Unclear Success Criteria
Teams sometimes launch agents without a baseline. Measure the before state so you can prove value. The numbers unlock buy in, budget, and momentum.
Underestimating Change Management
Agents shift roles. Communicate early, invite feedback, and provide easy ways to correct or improve agent behavior. When people see their suggestions turn into better outcomes, adoption follows.
What the Next 12 Months Could Look Like
Most organizations will follow a similar arc. Quarter one, a few targeted agents that save hours each week. Quarter two, a shared platform with standard connectors, logging, and approvals. Quarter three, agents handle the bulk of routine tasks in support, finance, and IT. Quarter four, attention shifts to cross functional orchestration, where agents coordinate end to end journeys like order to cash or incident to resolution.
Along the way, the mix of work changes. Teams spend less time on status and updates, more time on decisions that require judgment. Documentation improves because agents rely on clear policies. Audits get easier because every action has a record. Customers feel the difference because responses are timely and consistent.
A Short Checklist to Get Started
- Pick one process with measurable pain, long handle time or error prone steps.
- Write the policy in plain language, include thresholds and exceptions.
- Integrate with systems of record, not shadow spreadsheets.
- Launch to a small audience, gather feedback daily, and iterate.
- Publish results, cycle time, accuracy, and user sentiment.
- Template the pattern and repeat in the next team.

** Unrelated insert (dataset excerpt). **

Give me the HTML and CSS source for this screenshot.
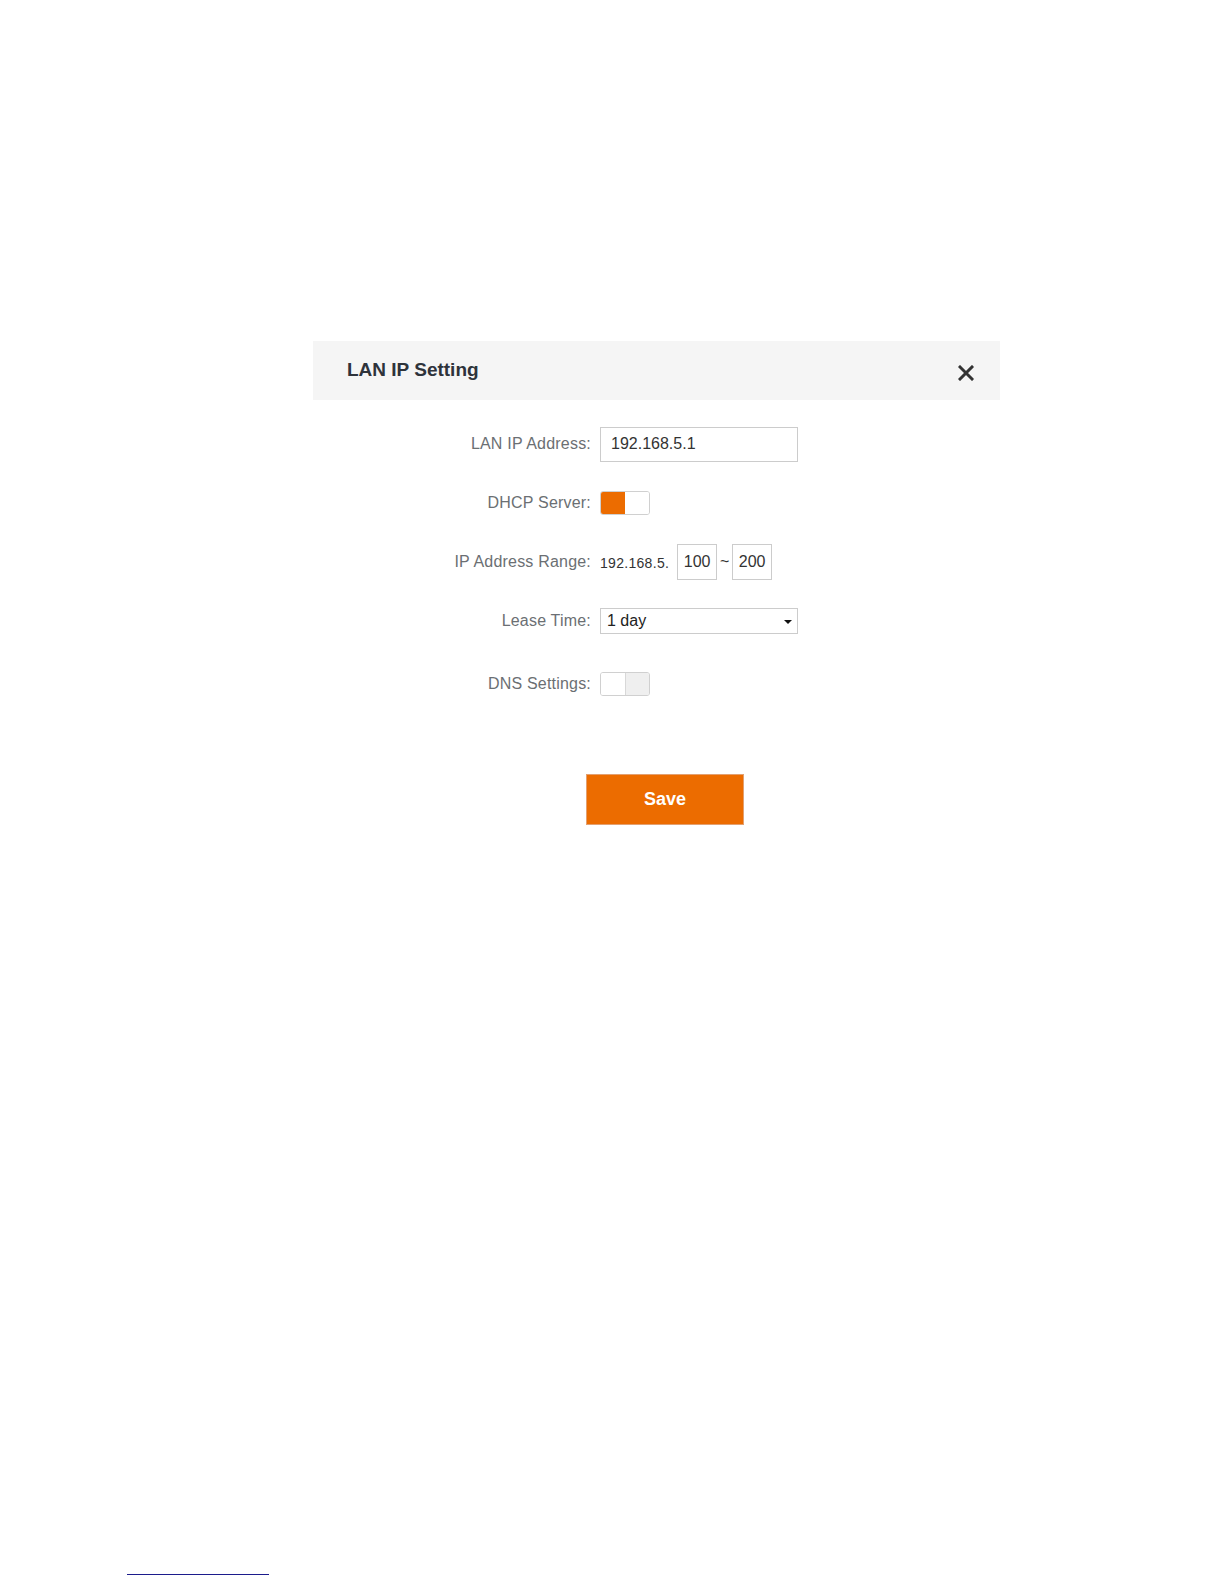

AI agents are not magic, they are diligent coworkers who never stop paying attention. Give them clear goals, access to trustworthy data, and simple guardrails. In return, they will shorten queues, raise quality, and surface insights that used to hide in scattered systems. The biggest win is not the hours saved, it is the shift in focus. People spend more time on the problems that genuinely require human judgment, while agents keep the operational rhythm steady and fast.